Please do not handle flame drinks unless you are VERY skilled, and always handle with care
- Floating
- refers to adding a liquor to a drink in such a way that the drink is not mixed or disturbed, it has layers to it.
Mastering floating takes skill and practice, but makes for a nice presentation.
Common ways of floating include: Using a syringe to add the liquor, and trickling the liquor over the back of a spoon
- Free Pout
- To make and mix drinks without using any measuring device
- Frost
- Create a thin layer of ice (frost) around a glass. To frost a glass, dip it in water, let it drain and then put it in the freezer
- Garnish
- A garnish is something added to a drink after the ingredients to enhance the presentation, and sometimes enhance the flavors of the drink
- Highball
- A liquor mixed with soda, and served in a tall glass (highball glass)
- Jigger
- an hour-glass shaped steel measuring device where one side measures 1 ounce (30ml) and the other measures 1½ ounces (45ml).
In actuality jiggers come in many sizes and styles
- Layering
- Layering is similar to floating. The heavier alcohol goes on the bottom and the next lighter alcohol gets floated on top. Using this technique multi layered (and colored) drinks can be made
- Mixer
- A mixer is a non-alcoholic liquid that is added to (mixed) with alcohol in drinks.

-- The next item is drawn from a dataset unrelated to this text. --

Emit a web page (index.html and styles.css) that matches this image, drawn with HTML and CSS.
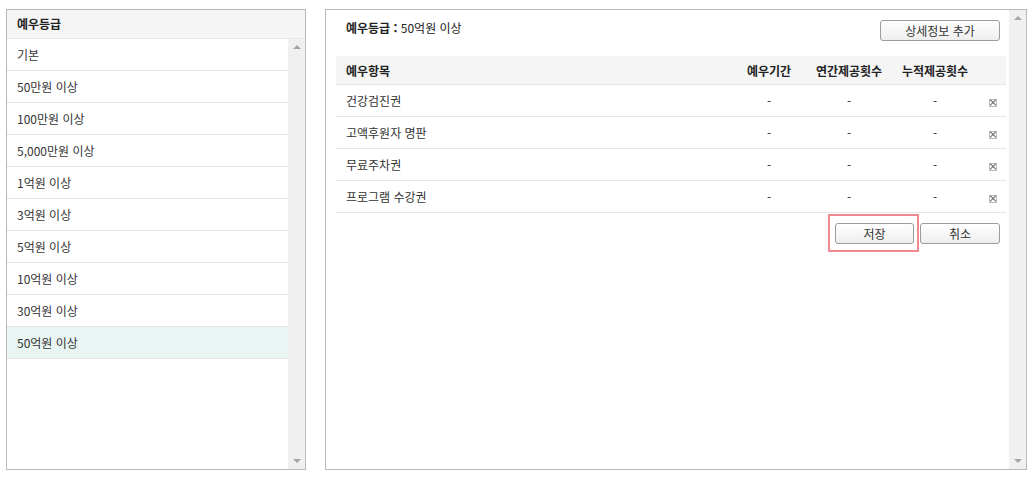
FILE: index.html
```html
<!DOCTYPE html>
<html lang="ko">
<head>
    <meta charset="UTF-8">
    <title>예우등급 관리</title>
    <link rel="stylesheet" href="styles.css">
</head>
<body>

<div class="wrap">
    <div class="panel grade-panel">
        <div class="grade-head">예우등급</div>
        <div class="grade-body">
            <ul class="grade-list">
                <li>기본</li>
                <li>50만원 이상</li>
                <li>100만원 이상</li>
                <li>5,000만원 이상</li>
                <li>1억원 이상</li>
                <li>3억원 이상</li>
                <li>5억원 이상</li>
                <li>10억원 이상</li>
                <li>30억원 이상</li>
                <li class="selected">50억원 이상</li>
            </ul>
            <div class="scrollbar">
                <span class="arrow up"></span>
                <span class="arrow down"></span>
            </div>
        </div>
    </div>

    <div class="panel detail-panel">
        <div class="detail-body">
            <div class="detail-head">
                <div class="detail-title"><b>예우등급 :</b> 50억원 이상</div>
                <button type="button" class="btn btn-add">상세정보 추가</button>
            </div>

            <table class="benefit-table">
                <thead>
                    <tr>
                        <th class="col-name">예우항목</th>
                        <th class="col-period">예우기간</th>
                        <th class="col-year">연간제공횟수</th>
                        <th class="col-total">누적제공횟수</th>
                        <th class="col-del"></th>
                    </tr>
                </thead>
                <tbody>
                    <tr>
                        <td class="col-name">건강검진권</td>
                        <td class="col-period">-</td>
                        <td class="col-year">-</td>
                        <td class="col-total">-</td>
                        <td class="col-del"><span class="del-icon"></span></td>
                    </tr>
                    <tr>
                        <td class="col-name">고액후원자 명판</td>
                        <td class="col-period">-</td>
                        <td class="col-year">-</td>
                        <td class="col-total">-</td>
                        <td class="col-del"><span class="del-icon"></span></td>
                    </tr>
                    <tr>
                        <td class="col-name">무료주차권</td>
                        <td class="col-period">-</td>
                        <td class="col-year">-</td>
                        <td class="col-total">-</td>
                        <td class="col-del"><span class="del-icon"></span></td>
                    </tr>
                    <tr>
                        <td class="col-name">프로그램 수강권</td>
                        <td class="col-period">-</td>
                        <td class="col-year">-</td>
                        <td class="col-total">-</td>
                        <td class="col-del"><span class="del-icon"></span></td>
                    </tr>
                </tbody>
            </table>

            <div class="actions">
                <span class="highlight">
                    <button type="button" class="btn btn-save">저장</button>
                </span>
                <button type="button" class="btn btn-cancel">취소</button>
            </div>
        </div>
        <div class="scrollbar">
            <span class="arrow up"></span>
            <span class="arrow down"></span>
        </div>
    </div>
</div>

</body>
</html>
```

FILE: styles.css
```css
body {
    margin: 0;
    font-family: "Noto Sans CJK KR", "Noto Sans", sans-serif;
    font-size: 12px;
    color: #333;
    background-color: #fff;
}
.wrap {
    display: flex;
    gap: 19px;
    padding: 9px 0 0 6px;
}
.panel {
    border: 1px solid #b9b9b9;
    height: 459px;
    background-color: #fff;
}

/* left: grade list */
.grade-panel {
    width: 298px;
    display: flex;
    flex-direction: column;
}
.grade-head {
    height: 28px;
    line-height: 28px;
    padding-left: 10px;
    background-color: #f5f5f5;
    border-bottom: 1px solid #e6e6e6;
    font-weight: bold;
    color: #222;
}
.grade-body {
    flex: 1;
    display: flex;
}
.grade-list {
    flex: 1;
    list-style: none;
    margin: 0;
    padding: 0;
}
.grade-list li {
    height: 31px;
    line-height: 32px;
    padding-left: 10px;
    border-bottom: 1px solid #e6e6e6;
}
.grade-list li.selected {
    background-color: #e8f5f2;
}

/* fake scrollbar */
.scrollbar {
    width: 17px;
    flex-shrink: 0;
    background-color: #f0f0f0;
    display: flex;
    flex-direction: column;
    justify-content: space-between;
    align-items: center;
    padding: 6px 0;
}
.arrow {
    width: 0;
    height: 0;
    border-left: 4px solid transparent;
    border-right: 4px solid transparent;
}
.arrow.up {
    border-bottom: 4px solid #a6a6a6;
}
.arrow.down {
    border-top: 4px solid #a6a6a6;
}

/* right: detail */
.detail-panel {
    width: 700px;
    display: flex;
}
.detail-body {
    flex: 1;
    min-width: 0;
    padding: 0 2px 0 10px;
}
.detail-head {
    height: 46px;
    display: flex;
    justify-content: space-between;
    align-items: flex-start;
    padding: 0 7px 0 10px;
}
.detail-title {
    margin-top: 9px;
    line-height: 18px;
    color: #222;
}
.detail-title b {
    font-weight: bold;
}

.btn {
    font-family: inherit;
    font-size: 12px;
    color: #333;
    height: 21px;
    padding: 0;
    border: 1px solid #9c9c9c;
    border-radius: 3px;
    background: linear-gradient(#ffffff, #eeeeee);
    cursor: pointer;
}
.btn-add {
    width: 120px;
    margin-top: 10px;
}
.btn-save {
    width: 79px;
    display: block;
}
.btn-cancel {
    width: 80px;
}

.benefit-table {
    width: 670px;
    border-collapse: collapse;
    table-layout: fixed;
}
.benefit-table th {
    height: 28px;
    background-color: #f5f5f5;
    border-bottom: 1px solid #e6e6e6;
    font-weight: bold;
    color: #222;
    padding: 0;
}
.benefit-table td {
    height: 31px;
    border-bottom: 1px solid #e6e6e6;
    padding: 0;
}
.benefit-table .col-name {
    width: 391px;
    padding-left: 10px;
    text-align: left;
}
.benefit-table .col-period {
    width: 64px;
    text-align: center;
}
.benefit-table .col-year {
    width: 96px;
    text-align: center;
}
.benefit-table .col-total {
    width: 76px;
    text-align: center;
}
.benefit-table .col-del {
    width: 33px;
    text-align: left;
}
.del-icon {
    display: inline-block;
    position: relative;
    width: 6px;
    height: 6px;
    border: 1px solid #bdbdbd;
    vertical-align: middle;
    margin-left: 16px;
}
.del-icon::before,
.del-icon::after {
    content: "";
    position: absolute;
    left: -1px;
    top: 2px;
    width: 8px;
    height: 1px;
    background-color: #666;
    transform: rotate(45deg);
}
.del-icon::after {
    transform: rotate(-45deg);
}

.actions {
    display: flex;
    justify-content: flex-end;
    gap: 6px;
    padding: 10px 7px 0 0;
}
.highlight {
    position: relative;
    display: block;
}
.highlight::after {
    content: "";
    position: absolute;
    left: -7px;
    right: -5px;
    top: -9px;
    bottom: -8px;
    border: 2px solid #ef8a90;
}
```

Mixers can be water, soda, juice, etc.
- Muddle
- To crush up ingredients with a special tool called a muddler. This is done for drinks such as the Mojito — where the muddling process extracts essential oils, aromas, and
flavors (in the case of a Mojito, from the mint leaves)
- Muddler
- A bartender's tool, to mash or muddle fruits, herbs and spices in the bottom of a glass to release their flavor and aroma. Muddlers
often look like small baseball bats.
Muddlers are available at most department stores and at
Amazon (affiliate link)
- Mulled
- Mulled spirits are wine and liquors that have been heated and spiced
- Neat
- Neat drinks have about 2 ounces. There are no added ingredients (no ice!), and the liquor is not served chilled.
Most neat drinks are high-quality spirits, brandy, and whiskey
- Pony/Pony Shot
- A drink that contains about 1 ounce
- Premium
- Premium refers to premium alcohol or top-shelf liquor
- Rocks (on the)
- On the rocks simply refers to a drink with ice
- Roll
- A term used to describe a drink that is first built, then the drink is poured into and out of a shaker tin. This gently mixes the drink
- Sangria
- A wine based cocktail that contain wine and fruit. Often triple sec or orange juice is added
- Shaker Tin
- Used to mix cocktails. The Shaker Tin goes on top of a glass, forming a seal, and the drink is shaken
.
- Salting
- Salting is a bartending term that refers to applying a thin layer of salt around the rim of a glass to enhance the flavor of a drink.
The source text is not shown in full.